Fandom is also a place where we hold shows accountable. Fandom is where we look at all the things a lot of shows seem to glorify – sexism, misogyny, homophobia, racism, gratuitous sex and violence, for example – and talk about why shows think that should be shoved in our faces, why we need more representation; why showrunners are wrong to keep giving us these outdated ideas.
Now, what fandoms can’t seem to do a lot of, or have had little success in doing at least, is actually influencing these shows to do better. It doesn’t seem to matter how many fans stop watching, or how many emails/letters/tweets we write; nothing changes. Now, sometimes that’s good, because there’s elements of fandoms that just bitch and moan because they’re trying to get everything their own way, and that is unreasonable. But when a show consistently seems to glorify the mistreatment/dismissal of women (Game of Thrones, Supernatural; you’re two I’m staring at hard for some of your choices), where there is very limited or just token representation of the LGBTQIA+ community, where apparently, disabilities just don’t exist (or again, are nothing but token gestures to say hey look at us; we get diversity, keep watching our show), the only people in the world are white, where hey, it’s still a man’s world and there’s nothing better to watch than virile men who always get the girl – yet, you know, only to sleep with, then discard of them afterwards (Supernatural, I loved you until recently, but you tick all of these boxes)… what kind of message are you sending?
Imagine, if you aren’t in what’s considered a ‘minority’ of any kind – and I’m not too keen on the word minority because it feels like we’re alienating people just for not fitting a certain mould – imagine what it must be like. To have all of these TV shows and films and books available, but no one looks like you. No one has your hair or skin tone. No one is attracted to the same sex like you are – but everyone is attracted to someone, so if you aren’t, there’s something wrong with you. Imagine feeling alien in your own body because you identify as a different gender to what you’ve been born with, but there’s no one on your TV screen that’s like you, so it’s got to be you that’s broken. No one suffers from your ailments, no one has your beliefs; there is no one like you being portrayed. And when they are like you, they’re the characters that always, always seem to be killed off, or are half-heartedly written, or the butt of all the jokes. Or even more commonly, they’re the bad guys. What message does that send?

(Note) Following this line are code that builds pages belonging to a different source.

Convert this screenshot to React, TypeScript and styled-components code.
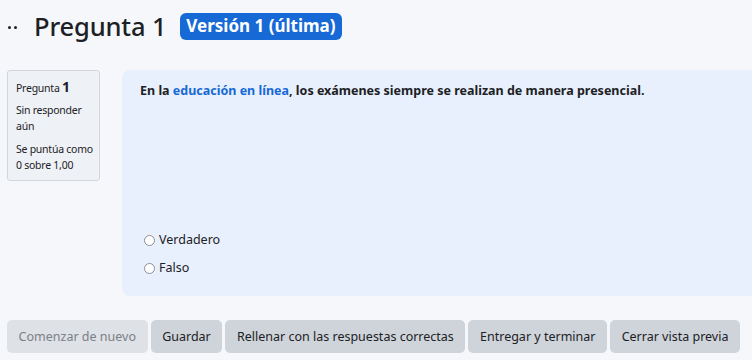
import React from "react";
import styled, { createGlobalStyle } from "styled-components";

const GlobalStyle = createGlobalStyle`
    html, body {
        margin: 0;
        padding: 0;
        background: #f5f7fb;
        font-family: "Noto Sans", "Open Sans", sans-serif;
        color: #1d2125;
        overflow: hidden;
    }
`;

const Page = styled.div`
    width: 752px;
    height: 360px;
    overflow: hidden;
    display: flex;
    flex-direction: column;
`;

const Header = styled.div`
    display: flex;
    align-items: center;
    height: 52px;
    padding-left: 8px;
`;

const Dots = styled.span`
    display: flex;
    gap: 3px;
    margin-right: 17px;
    margin-top: 2px;

    &::before,
    &::after {
        content: "";
        width: 3px;
        height: 3px;
        border-radius: 50%;
        background: #1d2125;
    }
`;

const Title = styled.h2`
    margin: 0;
    font-size: 25.5px;
    font-weight: 500;
    letter-spacing: -0.15px;
`;

const Badge = styled.span`
    margin-left: 14px;
    background: #1769d6;
    color: #fff;
    font-weight: 700;
    font-size: 17px;
    padding: 3px 6px 4px;
    border-radius: 6px;
    line-height: 20px;
`;

const Body = styled.div`
    display: flex;
    align-items: flex-start;
    margin-top: 18px;
    padding-left: 7px;
`;

const Info = styled.div`
    width: 93px;
    box-sizing: border-box;
    border: 1px solid #d2d6dc;
    border-radius: 3px;
    background: #eef1f6;
    padding: 8px 4px 7px 8px;
    font-size: 10.5px;
    letter-spacing: -0.25px;
    line-height: 16px;
    margin-right: 22px;
`;

const InfoTitle = styled.div`
    margin-bottom: 6px;

    b {
        font-size: 14px;
        font-weight: 700;
    }
`;

const InfoLine = styled.div`
    & + & {
        margin-top: 7px;
    }
`;

const Content = styled.div`
    flex: 1;
    height: 226px;
    background: #e7f0fc;
    border-radius: 8px 0 0 8px;
    padding: 12px 18px;
    box-sizing: border-box;
    display: flex;
    flex-direction: column;
`;

const QuestionText = styled.p`
    margin: 0;
    font-size: 12.5px;
    font-weight: 700;
    line-height: 18px;

    a {
        color: #1769d6;
        text-decoration: none;
    }
`;

const Answers = styled.div`
    margin-top: auto;
    margin-bottom: 7px;
    padding-left: 4px;
    display: flex;
    flex-direction: column;
    gap: 10px;
`;

const Option = styled.label`
    display: flex;
    align-items: center;
    font-size: 12.5px;
    line-height: 18px;
`;

const Radio = styled.span`
    width: 11px;
    height: 11px;
    border: 1px solid #8a8f96;
    border-radius: 50%;
    background: #fff;
    box-sizing: border-box;
    margin-right: 4px;
`;

const Buttons = styled.div`
    display: flex;
    gap: 3px;
    margin-top: 24px;
    padding-left: 7px;
`;

const Button = styled.button<{ disabled?: boolean }>`
    height: 33px;
    padding: 0 11.6px;
    border: none;
    border-radius: 5px;
    background: ${({ disabled }) => (disabled ? "#dee1e5" : "#ced4da")};
    color: ${({ disabled }) => (disabled ? "#7b8087" : "#1d2125")};
    font-family: inherit;
    font-size: 12.5px;
    white-space: nowrap;
`;

const buttons = [
    "Guardar",
    "Rellenar con las respuestas correctas",
    "Entregar y terminar",
    "Cerrar vista previa",
];

export default function App() {
    return (
        <Page>
            <GlobalStyle />
            <Header>
                <Dots />
                <Title>Pregunta 1</Title>
                <Badge>Versión 1 (última)</Badge>
            </Header>
            <Body>
                <Info>
                    <InfoTitle>
                        Pregunta <b>1</b>
                    </InfoTitle>
                    <InfoLine>Sin responder aún</InfoLine>
                    <InfoLine>Se puntúa como 0 sobre 1,00</InfoLine>
                </Info>
                <Content>
                    <QuestionText>
                        En la <a href="#">educación en línea</a>, los
                        exámenes siempre se realizan de manera presencial.
                    </QuestionText>
                    <Answers>
                        <Option>
                            <Radio />
                            Verdadero
                        </Option>
                        <Option>
                            <Radio />
                            Falso
                        </Option>
                    </Answers>
                </Content>
            </Body>
            <Buttons>
                <Button disabled>Comenzar de nuevo</Button>
                {buttons.map((b) => (
                    <Button key={b}>{b}</Button>
                ))}
            </Buttons>
        </Page>
    );
}
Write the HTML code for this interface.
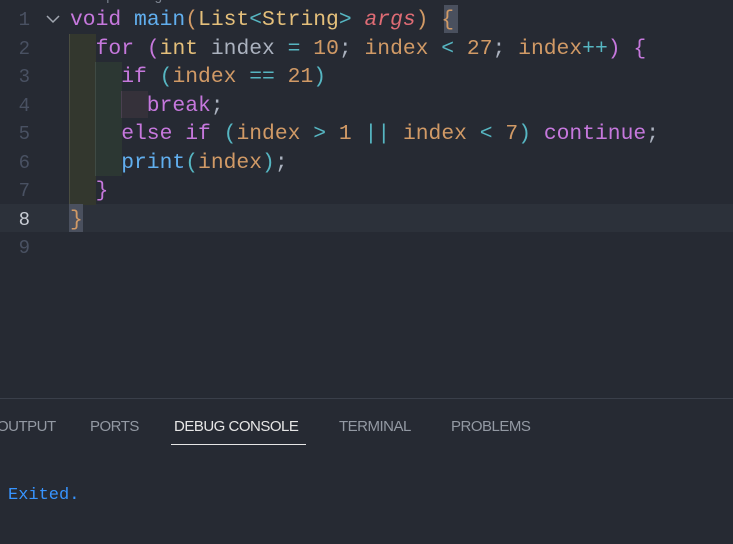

No one says a TV show, or a film, or even a book, is solely responsible for addressing all of the above at the same time, as much as that would be really, really good to see. But how about we stop making excuses for why we – and yes, I’m lumping all of us in here; showrunners, actors, fans, network execs etc – can’t be the start of something positive? How about we stop pretending we’re representative with our token gesture characters, and instead, flesh them out, make them living, breathing parts of what we’re reading and seeing. You know, like in real life, where we are diverse?
Real life, of course, has its problems with diversity, prejudice, and so on, we’d be stupid to think otherwise. But we can’t keep pointing the finger of blame elsewhere, or saying ‘let’s see what others do before we do it ourselves’ – and then jump on the bandwagon for it and try to take all the credit if it looks like it’s successful. We need to do something, and TV shows in particular can be such a huge catalyst for that change. We need more TV shows – and all their fandoms – to be that catalyst. How can we make anything better if we just sit here observing?